Charlie: You liked me…

Yeah, we’ll get into that. To set the scene for everyone, we met 10 years ago at Fat Radish in New York City. We were seated at tables next to each other. I remember I overheard you and your friends talking about Justin Bieber, someone said something mean about Justin—and I love Justin—so I interjected, and I was like, “don’t talk shit about Justin!” That kind of opened the floodgates for conversation. What was your first impression of me?

Charlie: I was attracted to you—I thought you were cute. But I also appreciate someone who goes out of their way to talk, and also, I can take a cue. You were kinda funny, and a little nerdy.

Wow—no one’s ever called me nerdy. We talked for the rest of the brunch and then when you left, you asked for me and my friend’s number—which was hilarious. But I knew you were going to call me. And you actually called me, like on the telephone, which scared me a little. I didn’t answer, but you left me a voicemail, and this is going to age us, but you invited me to a party at Sway.

Charlie: Yeah, I like to call. I wasn’t a big fan of texting, especially back then, it just felt really impersonal. If I was a girl, I’d want someone to call, not shoot out a text. I still feel that way. It’s just easier to hide behind a text. 

Was it intentional that you asked me to go to a party and not on an actual date?

Charlie: Yeah, I was just trying to keep it casual, but sometimes parties are more fun anyway. For me, it’s a much bigger thing than going on a date. If I'm going to a place where people know me, if anything that should be a flattering thing... I wouldn’t bring someone to a party if I didn’t want to show them off. 

Back then, did you consider yourself a player? Or a fuckboy as they’re called these days.

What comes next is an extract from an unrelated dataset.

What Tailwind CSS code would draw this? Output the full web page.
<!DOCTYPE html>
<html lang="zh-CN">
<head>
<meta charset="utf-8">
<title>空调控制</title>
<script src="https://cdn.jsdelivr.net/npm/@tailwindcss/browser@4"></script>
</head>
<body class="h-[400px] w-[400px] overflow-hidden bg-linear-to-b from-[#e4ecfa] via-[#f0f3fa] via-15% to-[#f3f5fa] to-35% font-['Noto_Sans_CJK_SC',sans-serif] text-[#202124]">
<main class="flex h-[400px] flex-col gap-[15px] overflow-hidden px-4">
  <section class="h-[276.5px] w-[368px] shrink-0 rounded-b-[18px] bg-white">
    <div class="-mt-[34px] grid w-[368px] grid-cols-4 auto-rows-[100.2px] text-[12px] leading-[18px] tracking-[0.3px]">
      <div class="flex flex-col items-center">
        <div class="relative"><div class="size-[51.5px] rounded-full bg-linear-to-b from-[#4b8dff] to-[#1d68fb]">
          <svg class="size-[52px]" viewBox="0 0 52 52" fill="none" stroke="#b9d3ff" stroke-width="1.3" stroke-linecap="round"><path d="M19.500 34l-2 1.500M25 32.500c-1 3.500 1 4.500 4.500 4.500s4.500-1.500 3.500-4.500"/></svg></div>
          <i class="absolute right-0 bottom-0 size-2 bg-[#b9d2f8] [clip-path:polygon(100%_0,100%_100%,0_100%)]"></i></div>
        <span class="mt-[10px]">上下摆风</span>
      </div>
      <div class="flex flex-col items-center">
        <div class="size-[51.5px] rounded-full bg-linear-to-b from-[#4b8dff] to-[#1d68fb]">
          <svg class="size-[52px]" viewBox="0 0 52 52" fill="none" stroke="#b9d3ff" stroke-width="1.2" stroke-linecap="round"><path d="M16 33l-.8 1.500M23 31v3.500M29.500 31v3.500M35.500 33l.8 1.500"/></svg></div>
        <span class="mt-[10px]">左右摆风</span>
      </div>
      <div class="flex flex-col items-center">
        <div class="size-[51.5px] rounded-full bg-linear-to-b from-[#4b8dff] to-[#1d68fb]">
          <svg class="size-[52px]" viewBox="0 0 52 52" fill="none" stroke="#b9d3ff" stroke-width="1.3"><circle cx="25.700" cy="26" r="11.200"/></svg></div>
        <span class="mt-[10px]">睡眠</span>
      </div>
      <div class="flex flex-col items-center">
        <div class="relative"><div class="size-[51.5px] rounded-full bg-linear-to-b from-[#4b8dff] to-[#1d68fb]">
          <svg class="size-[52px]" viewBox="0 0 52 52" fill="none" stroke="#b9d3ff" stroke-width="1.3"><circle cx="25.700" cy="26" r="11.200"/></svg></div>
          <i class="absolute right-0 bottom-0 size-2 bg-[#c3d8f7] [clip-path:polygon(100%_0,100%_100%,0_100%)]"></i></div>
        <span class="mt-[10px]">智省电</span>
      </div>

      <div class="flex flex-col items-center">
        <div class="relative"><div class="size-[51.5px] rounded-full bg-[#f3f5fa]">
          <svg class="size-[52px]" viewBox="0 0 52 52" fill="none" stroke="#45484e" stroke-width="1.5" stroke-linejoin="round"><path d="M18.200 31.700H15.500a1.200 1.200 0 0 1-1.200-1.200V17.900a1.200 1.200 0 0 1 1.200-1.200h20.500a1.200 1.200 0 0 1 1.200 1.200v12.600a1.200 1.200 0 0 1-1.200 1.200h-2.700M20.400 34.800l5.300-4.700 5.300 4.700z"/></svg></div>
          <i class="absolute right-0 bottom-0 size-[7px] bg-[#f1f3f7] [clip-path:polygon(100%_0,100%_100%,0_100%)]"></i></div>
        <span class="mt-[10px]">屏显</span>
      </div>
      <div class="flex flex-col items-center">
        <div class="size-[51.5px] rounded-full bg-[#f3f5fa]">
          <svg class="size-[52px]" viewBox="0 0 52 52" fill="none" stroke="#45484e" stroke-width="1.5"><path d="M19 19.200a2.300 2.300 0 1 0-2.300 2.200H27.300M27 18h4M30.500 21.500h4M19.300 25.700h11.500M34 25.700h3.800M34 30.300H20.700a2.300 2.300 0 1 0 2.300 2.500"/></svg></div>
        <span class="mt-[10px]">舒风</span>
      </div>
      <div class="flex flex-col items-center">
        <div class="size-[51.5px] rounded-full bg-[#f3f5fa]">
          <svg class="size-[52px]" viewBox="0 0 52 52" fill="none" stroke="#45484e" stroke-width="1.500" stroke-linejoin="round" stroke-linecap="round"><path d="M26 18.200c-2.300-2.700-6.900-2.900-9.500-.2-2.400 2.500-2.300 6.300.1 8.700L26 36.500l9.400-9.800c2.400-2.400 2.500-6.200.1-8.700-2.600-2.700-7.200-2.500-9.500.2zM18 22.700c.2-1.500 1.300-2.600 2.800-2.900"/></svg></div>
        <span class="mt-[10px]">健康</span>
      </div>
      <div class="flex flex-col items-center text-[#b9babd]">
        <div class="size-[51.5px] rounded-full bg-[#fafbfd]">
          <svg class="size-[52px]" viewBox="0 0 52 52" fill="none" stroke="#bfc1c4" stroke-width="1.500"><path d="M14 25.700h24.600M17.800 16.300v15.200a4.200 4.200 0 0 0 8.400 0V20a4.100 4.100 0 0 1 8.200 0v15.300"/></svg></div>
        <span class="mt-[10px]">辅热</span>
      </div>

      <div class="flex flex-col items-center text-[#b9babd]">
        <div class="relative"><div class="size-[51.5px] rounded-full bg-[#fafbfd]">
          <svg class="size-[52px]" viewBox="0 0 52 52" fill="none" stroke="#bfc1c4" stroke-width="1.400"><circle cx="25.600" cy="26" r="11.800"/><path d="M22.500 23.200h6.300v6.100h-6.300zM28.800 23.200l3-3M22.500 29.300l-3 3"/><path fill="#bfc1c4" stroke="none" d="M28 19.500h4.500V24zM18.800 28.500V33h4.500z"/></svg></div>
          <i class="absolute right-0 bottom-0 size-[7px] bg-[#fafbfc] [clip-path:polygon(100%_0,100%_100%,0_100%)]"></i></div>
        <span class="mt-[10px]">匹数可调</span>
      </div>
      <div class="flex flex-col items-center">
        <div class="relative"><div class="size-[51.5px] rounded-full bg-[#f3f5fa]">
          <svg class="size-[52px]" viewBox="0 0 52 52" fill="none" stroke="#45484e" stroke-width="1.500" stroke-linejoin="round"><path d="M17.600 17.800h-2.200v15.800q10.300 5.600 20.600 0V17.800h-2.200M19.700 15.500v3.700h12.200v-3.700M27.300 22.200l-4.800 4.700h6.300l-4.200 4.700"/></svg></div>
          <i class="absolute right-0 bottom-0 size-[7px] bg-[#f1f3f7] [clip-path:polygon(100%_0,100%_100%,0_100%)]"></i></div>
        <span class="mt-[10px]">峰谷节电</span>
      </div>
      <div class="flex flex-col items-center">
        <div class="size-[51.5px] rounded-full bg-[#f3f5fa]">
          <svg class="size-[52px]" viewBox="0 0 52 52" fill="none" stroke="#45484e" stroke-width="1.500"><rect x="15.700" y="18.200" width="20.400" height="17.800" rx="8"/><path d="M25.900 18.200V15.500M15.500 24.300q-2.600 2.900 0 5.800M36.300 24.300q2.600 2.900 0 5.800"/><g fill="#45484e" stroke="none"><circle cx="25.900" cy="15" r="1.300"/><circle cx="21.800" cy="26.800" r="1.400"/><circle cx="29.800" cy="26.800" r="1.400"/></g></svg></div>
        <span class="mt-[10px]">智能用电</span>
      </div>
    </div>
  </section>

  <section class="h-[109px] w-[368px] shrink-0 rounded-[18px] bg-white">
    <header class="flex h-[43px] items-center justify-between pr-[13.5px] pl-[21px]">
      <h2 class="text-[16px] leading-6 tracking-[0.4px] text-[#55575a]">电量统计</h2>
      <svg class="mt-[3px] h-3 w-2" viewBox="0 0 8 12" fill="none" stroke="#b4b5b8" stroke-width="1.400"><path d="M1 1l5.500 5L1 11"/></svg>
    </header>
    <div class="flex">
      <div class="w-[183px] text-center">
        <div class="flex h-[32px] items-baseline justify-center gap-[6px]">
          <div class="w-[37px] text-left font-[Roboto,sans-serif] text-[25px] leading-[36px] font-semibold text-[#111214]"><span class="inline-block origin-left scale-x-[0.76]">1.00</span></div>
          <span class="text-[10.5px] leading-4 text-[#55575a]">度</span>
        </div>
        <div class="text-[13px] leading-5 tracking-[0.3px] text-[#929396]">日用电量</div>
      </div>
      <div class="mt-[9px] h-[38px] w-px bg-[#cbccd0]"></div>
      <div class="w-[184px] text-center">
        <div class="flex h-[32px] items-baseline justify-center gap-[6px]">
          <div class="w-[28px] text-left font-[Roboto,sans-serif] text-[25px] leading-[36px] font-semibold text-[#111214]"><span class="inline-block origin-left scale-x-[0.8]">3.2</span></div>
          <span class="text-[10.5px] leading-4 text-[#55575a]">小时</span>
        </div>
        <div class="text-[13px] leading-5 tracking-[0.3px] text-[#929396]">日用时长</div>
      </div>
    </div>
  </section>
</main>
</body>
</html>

Charlie: I did watch Bill Bellamy’s How to Be Player... maybe I learned some things? But no, I think everyone in New York is a fuckboy or fuckgirl. Everyone comes here to date. You’re busy, you end up dating a lot just by the nature of it, the rate of attrition is so high because there’s just more, better, always. You can drive yourself nuts. My whole thing was, I was an ambitious person, very focused, and I was married to my work. My parents are divorced, and I had real fears—I'm not a commitment-phobe, but I knew the strappings of it, so I didn’t want anything that would affect my career and the company I was building. We want relationships, but we also want to have these careers. I was just so focused on that, not that I was pushing people away, but it was hard to put your finger on a relationship. If you're really honestly asking—sure, did I go out on dates and play the field a bit? Absolutely. I think for a lot of us, everyone’s intentions are generally right, but it takes so much to make it work here. If you’re coming to New York for certain dreams, that's the priority. You get into these connections where you like someone, maybe you wanna do more, but they really do take a backseat. And when things get a little stressful, it's so easy to be like, “I’m out,” right? And that’s one thing as I’ve gotten older I realized it’s a huge fucking problem. You just peace out? You don’t work through it? I had some stuff going on, and sometimes you know, you had an attitude and I was like, fuck I didn’t know if I wanted to deal with that. Didn't mean I liked you any less.